Begin Exercise inputs
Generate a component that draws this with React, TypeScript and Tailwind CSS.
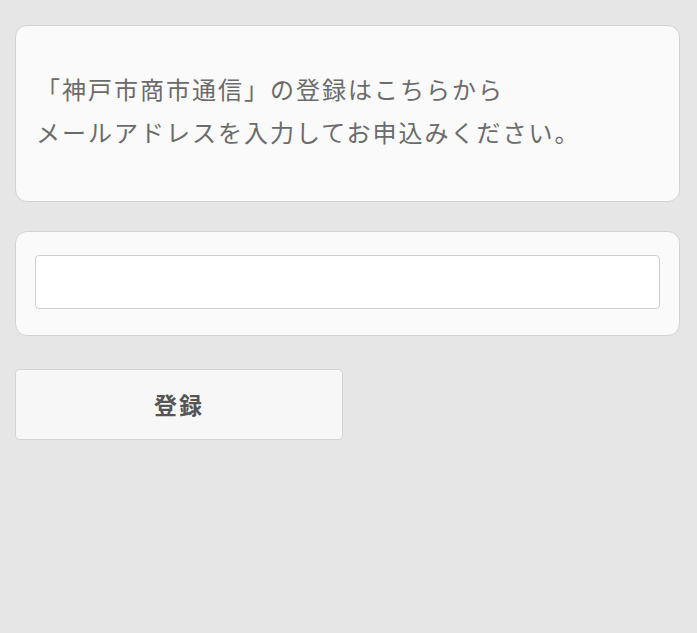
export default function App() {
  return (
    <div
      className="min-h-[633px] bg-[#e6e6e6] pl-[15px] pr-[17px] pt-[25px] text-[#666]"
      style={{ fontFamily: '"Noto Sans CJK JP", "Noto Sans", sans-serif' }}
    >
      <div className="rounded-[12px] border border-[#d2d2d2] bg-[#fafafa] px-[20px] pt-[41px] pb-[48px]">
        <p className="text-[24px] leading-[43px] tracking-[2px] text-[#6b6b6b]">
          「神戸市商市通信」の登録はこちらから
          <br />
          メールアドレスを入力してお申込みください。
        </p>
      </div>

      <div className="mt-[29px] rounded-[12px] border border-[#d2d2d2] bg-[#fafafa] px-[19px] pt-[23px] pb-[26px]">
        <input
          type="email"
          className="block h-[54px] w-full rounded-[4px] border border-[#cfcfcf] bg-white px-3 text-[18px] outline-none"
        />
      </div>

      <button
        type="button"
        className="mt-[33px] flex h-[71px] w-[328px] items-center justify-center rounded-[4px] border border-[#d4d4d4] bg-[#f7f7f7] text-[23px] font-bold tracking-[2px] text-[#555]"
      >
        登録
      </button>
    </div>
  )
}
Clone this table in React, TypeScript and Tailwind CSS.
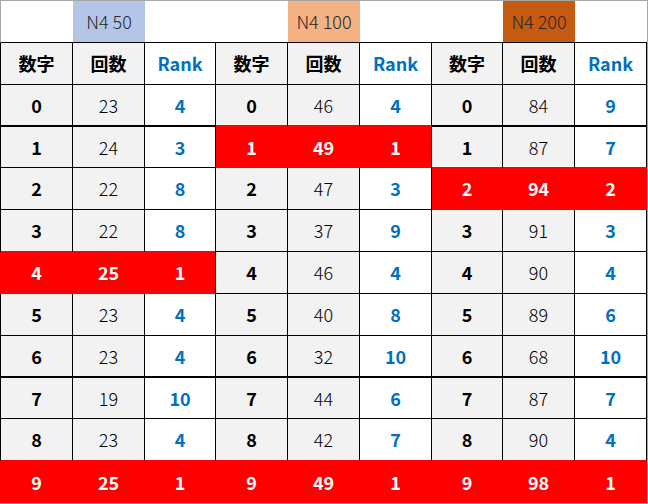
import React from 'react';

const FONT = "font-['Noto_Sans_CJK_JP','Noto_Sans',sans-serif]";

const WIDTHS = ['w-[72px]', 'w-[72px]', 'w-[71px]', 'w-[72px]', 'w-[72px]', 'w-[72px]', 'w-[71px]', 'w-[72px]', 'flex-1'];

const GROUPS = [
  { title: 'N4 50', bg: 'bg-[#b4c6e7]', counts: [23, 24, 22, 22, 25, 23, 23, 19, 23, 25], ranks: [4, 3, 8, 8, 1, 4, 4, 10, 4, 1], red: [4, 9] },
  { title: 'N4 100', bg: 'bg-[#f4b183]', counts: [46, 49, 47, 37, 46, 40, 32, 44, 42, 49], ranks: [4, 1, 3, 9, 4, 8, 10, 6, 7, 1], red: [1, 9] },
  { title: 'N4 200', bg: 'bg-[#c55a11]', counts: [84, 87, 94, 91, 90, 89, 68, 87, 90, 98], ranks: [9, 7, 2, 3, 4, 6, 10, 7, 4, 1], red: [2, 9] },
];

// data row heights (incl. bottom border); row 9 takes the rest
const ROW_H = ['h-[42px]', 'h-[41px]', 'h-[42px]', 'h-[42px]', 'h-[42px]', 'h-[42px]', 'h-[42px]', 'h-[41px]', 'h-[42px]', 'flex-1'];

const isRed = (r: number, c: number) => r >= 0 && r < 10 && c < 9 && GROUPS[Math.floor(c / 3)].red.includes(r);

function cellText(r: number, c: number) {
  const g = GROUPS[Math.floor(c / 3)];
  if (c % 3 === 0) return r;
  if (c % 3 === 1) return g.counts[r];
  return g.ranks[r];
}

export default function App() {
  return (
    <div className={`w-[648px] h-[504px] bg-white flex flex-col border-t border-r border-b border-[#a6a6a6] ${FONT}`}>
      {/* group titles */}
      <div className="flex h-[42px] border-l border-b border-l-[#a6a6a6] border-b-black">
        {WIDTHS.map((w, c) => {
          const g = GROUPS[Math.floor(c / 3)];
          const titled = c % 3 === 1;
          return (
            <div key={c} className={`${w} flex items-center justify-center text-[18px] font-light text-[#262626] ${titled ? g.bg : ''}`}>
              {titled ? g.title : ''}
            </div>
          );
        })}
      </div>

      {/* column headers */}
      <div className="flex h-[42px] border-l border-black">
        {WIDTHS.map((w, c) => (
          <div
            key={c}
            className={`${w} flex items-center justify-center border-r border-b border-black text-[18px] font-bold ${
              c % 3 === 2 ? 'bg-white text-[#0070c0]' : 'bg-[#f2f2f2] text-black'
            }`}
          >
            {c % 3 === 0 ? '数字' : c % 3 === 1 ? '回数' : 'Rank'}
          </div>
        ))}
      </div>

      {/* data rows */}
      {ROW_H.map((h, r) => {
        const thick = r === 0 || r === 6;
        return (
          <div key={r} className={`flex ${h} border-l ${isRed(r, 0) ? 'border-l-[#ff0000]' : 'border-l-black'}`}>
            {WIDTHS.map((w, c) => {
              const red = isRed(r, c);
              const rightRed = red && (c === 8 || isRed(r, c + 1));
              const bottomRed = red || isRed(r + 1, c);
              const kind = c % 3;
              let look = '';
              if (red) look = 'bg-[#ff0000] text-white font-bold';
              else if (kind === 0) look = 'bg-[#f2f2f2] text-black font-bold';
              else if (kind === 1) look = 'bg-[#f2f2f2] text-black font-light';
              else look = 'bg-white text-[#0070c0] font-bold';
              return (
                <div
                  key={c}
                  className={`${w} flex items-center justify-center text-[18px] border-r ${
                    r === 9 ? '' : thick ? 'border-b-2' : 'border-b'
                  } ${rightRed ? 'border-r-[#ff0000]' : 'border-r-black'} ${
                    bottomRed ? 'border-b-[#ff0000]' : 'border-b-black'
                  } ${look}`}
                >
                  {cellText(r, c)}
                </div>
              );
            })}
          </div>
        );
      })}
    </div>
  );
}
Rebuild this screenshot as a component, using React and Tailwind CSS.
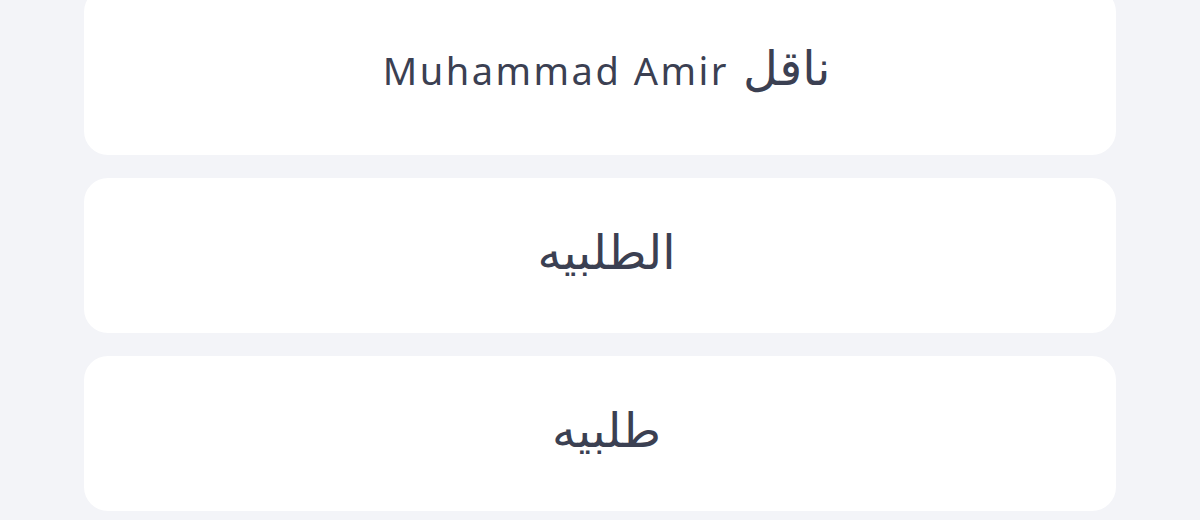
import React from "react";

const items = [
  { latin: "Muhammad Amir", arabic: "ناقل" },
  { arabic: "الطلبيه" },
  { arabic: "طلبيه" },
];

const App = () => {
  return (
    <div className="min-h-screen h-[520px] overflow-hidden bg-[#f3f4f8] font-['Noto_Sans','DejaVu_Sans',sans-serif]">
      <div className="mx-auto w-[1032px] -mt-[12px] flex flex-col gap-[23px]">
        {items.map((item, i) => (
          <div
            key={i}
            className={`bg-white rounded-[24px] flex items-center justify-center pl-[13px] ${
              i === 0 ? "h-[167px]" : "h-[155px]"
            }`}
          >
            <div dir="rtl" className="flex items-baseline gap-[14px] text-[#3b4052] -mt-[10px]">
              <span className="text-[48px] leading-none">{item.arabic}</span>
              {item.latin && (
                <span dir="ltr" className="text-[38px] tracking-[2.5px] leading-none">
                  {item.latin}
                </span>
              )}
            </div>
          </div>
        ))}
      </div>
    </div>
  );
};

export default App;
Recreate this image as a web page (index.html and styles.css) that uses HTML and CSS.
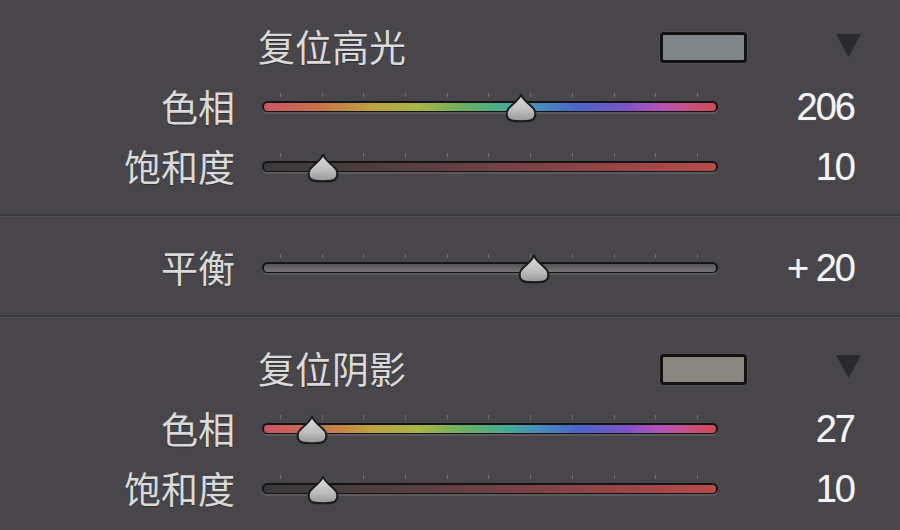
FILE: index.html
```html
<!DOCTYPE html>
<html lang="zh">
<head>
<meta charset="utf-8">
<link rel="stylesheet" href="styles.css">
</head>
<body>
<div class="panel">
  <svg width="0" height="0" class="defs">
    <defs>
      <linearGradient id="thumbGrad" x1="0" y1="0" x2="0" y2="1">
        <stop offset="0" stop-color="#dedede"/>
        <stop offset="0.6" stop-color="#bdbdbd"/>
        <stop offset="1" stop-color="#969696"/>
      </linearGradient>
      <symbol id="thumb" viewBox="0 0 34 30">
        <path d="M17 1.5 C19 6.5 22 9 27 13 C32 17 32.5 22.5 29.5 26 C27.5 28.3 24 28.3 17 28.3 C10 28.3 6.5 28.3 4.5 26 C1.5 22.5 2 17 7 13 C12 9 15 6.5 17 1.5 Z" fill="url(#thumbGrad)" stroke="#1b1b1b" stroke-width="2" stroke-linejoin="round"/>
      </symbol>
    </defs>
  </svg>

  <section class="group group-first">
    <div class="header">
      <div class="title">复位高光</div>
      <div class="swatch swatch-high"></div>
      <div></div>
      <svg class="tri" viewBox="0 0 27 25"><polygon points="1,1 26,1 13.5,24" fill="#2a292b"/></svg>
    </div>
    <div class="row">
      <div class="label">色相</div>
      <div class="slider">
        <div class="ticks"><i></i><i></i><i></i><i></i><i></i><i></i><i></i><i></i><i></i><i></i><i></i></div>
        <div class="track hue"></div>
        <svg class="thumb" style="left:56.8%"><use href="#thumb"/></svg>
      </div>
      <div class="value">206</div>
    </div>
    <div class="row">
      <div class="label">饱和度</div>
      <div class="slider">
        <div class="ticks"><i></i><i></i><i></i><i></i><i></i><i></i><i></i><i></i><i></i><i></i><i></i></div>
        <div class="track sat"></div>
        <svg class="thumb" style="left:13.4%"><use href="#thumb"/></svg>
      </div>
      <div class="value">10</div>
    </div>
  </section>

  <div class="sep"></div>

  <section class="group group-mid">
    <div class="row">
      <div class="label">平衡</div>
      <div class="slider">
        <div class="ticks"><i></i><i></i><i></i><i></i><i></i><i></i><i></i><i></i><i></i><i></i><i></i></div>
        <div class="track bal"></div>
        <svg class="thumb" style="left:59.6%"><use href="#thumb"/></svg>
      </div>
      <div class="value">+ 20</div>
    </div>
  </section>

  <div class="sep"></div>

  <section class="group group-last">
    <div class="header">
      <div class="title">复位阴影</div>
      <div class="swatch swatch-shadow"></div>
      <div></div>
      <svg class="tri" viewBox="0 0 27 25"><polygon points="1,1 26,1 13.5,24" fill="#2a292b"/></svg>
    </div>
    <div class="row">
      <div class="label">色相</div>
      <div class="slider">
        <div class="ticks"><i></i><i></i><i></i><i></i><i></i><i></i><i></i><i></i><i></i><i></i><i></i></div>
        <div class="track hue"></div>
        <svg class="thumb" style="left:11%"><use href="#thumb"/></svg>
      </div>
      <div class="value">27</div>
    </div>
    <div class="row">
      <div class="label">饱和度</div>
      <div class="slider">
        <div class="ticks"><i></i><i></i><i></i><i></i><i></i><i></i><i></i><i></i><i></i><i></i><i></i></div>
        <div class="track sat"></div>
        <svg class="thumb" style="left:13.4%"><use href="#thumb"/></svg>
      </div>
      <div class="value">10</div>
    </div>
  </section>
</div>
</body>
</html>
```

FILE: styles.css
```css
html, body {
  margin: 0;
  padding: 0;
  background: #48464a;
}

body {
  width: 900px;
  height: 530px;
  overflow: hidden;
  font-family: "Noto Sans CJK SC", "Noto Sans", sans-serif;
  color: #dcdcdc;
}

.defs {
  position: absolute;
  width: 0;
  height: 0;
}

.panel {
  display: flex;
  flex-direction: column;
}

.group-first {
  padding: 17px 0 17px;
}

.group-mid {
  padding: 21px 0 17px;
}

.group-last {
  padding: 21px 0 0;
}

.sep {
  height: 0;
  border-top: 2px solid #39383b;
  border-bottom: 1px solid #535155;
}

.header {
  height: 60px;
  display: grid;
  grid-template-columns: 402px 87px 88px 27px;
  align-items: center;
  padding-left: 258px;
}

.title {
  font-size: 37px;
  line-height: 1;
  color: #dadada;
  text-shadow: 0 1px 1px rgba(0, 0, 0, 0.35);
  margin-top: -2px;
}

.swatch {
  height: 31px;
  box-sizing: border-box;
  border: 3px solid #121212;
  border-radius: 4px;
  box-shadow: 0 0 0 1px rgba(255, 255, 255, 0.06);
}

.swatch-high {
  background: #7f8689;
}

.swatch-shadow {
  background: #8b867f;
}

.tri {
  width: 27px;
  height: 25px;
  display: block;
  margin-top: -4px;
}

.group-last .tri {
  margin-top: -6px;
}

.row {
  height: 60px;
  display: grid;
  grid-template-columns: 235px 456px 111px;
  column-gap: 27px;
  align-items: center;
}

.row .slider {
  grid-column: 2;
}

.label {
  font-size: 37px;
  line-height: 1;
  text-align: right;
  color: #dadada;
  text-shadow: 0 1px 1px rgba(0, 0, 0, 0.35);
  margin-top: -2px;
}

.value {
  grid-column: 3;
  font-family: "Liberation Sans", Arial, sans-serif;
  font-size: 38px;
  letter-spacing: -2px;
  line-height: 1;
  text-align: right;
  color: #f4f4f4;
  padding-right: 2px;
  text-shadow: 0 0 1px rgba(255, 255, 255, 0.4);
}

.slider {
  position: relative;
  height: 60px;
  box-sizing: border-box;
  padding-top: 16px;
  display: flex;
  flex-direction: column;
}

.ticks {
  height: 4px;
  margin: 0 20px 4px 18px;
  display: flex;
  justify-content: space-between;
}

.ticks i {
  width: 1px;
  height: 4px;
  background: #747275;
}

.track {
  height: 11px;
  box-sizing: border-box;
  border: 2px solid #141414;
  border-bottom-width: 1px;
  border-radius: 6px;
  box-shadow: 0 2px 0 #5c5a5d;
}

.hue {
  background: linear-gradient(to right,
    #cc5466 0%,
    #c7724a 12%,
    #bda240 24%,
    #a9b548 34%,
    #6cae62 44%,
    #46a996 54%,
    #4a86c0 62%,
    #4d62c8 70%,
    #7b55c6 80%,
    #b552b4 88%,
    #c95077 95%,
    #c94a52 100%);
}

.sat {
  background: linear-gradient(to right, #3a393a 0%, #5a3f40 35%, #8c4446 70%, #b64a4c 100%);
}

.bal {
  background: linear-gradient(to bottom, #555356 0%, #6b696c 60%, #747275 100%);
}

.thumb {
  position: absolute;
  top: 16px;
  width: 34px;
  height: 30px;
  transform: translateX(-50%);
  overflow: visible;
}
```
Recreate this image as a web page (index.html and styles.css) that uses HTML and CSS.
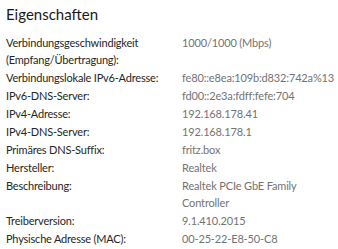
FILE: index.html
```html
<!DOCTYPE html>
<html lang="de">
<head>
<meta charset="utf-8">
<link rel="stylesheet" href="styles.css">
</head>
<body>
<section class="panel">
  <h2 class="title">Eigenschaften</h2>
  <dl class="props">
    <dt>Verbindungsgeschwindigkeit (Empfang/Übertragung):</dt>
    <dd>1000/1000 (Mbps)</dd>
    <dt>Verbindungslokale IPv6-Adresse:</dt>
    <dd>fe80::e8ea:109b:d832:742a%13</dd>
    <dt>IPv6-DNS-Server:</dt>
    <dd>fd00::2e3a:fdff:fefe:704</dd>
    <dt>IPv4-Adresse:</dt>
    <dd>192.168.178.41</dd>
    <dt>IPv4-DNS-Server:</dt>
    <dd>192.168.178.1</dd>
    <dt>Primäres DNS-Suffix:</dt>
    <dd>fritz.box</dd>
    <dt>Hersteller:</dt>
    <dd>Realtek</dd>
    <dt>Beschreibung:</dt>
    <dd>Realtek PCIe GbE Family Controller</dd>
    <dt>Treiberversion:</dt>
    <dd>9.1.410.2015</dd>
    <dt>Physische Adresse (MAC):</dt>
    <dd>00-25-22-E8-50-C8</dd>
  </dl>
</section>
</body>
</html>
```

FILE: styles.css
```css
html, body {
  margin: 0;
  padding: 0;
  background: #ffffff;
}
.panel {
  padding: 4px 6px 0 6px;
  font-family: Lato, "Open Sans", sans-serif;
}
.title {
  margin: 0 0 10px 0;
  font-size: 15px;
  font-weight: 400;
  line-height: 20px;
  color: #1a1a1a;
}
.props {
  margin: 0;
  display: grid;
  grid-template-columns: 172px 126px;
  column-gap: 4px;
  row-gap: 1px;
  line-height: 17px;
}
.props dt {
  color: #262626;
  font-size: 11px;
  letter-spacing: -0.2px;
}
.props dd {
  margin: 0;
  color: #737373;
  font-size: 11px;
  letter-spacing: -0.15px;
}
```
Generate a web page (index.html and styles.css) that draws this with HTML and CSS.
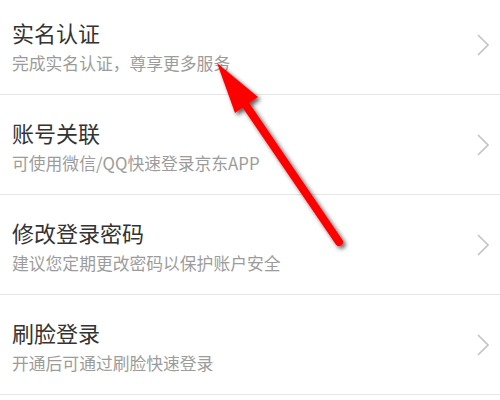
End Exercise inputs
Objective: Each line that has the word "component" should be copied.

Task result:
Generate a component that draws this with React, TypeScript and Tailwind CSS.
Rebuild this screenshot as a component, using React and Tailwind CSS.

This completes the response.